The June 2018 bomb plot was a new diversion from other terrorist activities in Europe. Before that incident, proxy groups like Hezbollah were involved in carrying out terrorist attacks. These proxy groups are financed and controlled from Iran, but Iran has always been able to hide behind the groups it was aiding and abetting. With the Villepinte attack, it would have been the first time that an Iranian diplomat, Assadollah Assadi, was directly involved. Assadi and his two accomplices are currently undergoing a trial in Belgium related to their bomb attempt.

It is odd that European governments should adopt such a conciliatory attitude towards the Iranian regime despite the fact that this terrorist attempt was planned and carried out by operatives of the Iranian Ministry of Intelligence and Security (MOIS). A Belgian police spokesperson said that most of the personnel working at the Iranian consulate in Belgium are in fact working for the Iranian intelligence service. This is not an isolated example of how Iran’s diplomatic services operate elsewhere in the world.

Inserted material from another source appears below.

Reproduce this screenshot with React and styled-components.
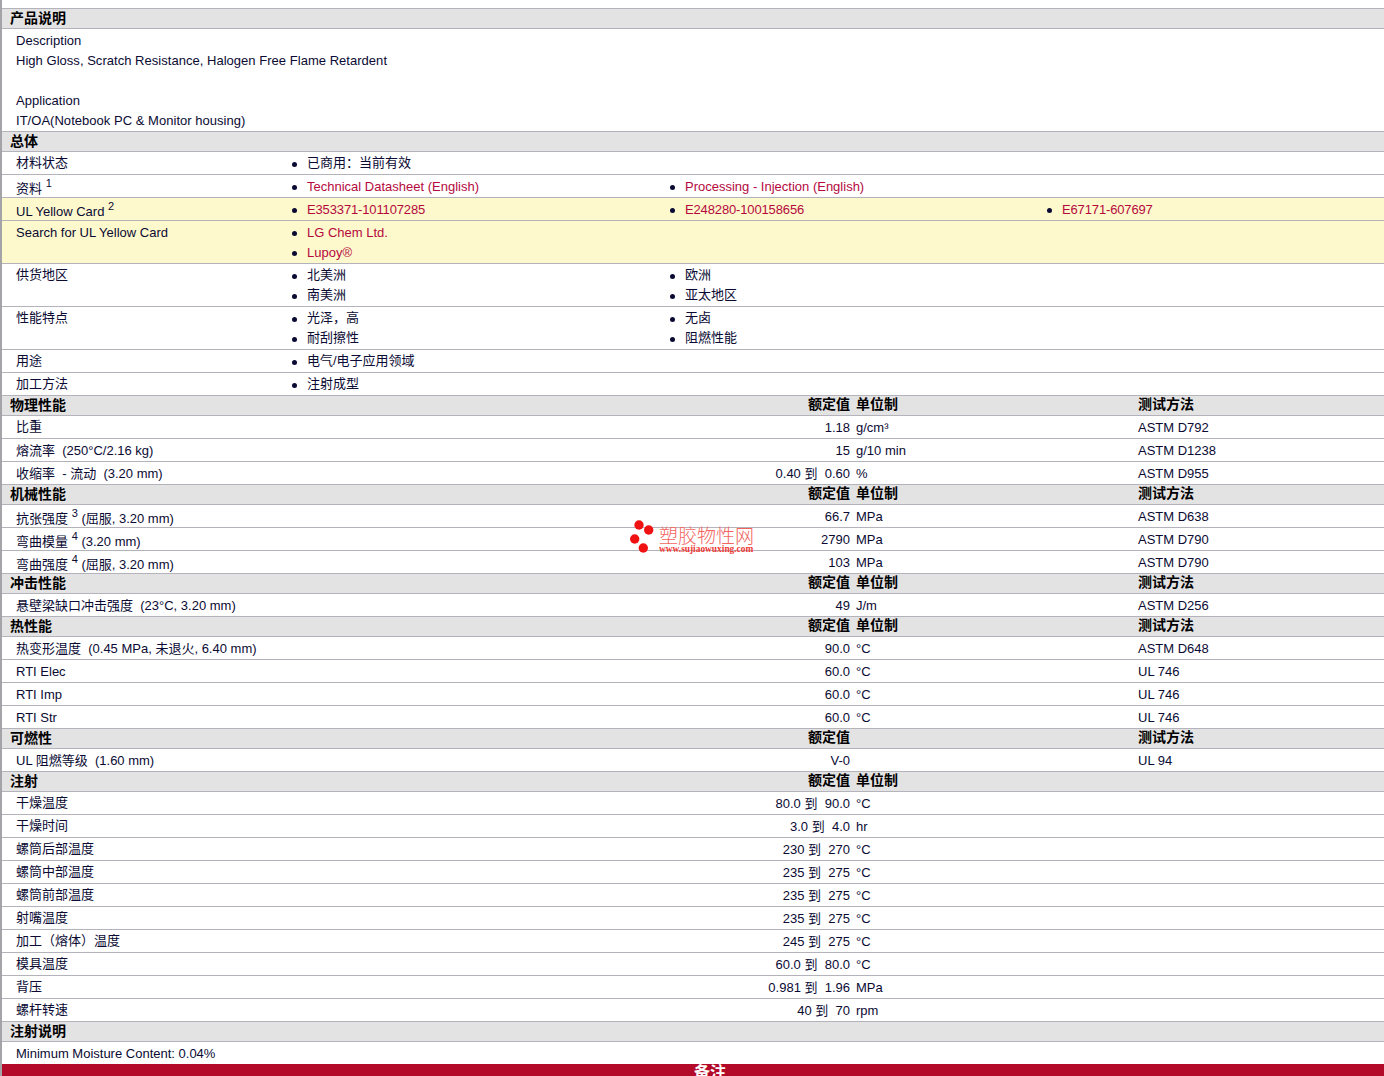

Wherever they have strategic interests, the diplomatic corps is in actively working to further Iran’s ambitions as nuclear power and regional hegemonist.

The recent uprisings in Iran have revealed increasing unrest and discontent within the Iranian population. Tehran is desperate to show its strength by behaving belligerently outside its borders, as well as displaying callousness and oppression within Iran itself towards its own people. European governments should be on guard against any further attacks carried out on behalf of the Iranian regime. This is a constant danger until Iranians achieve regime change within their own country or Europe displays a more assertive attitude towards the regime in Tehran.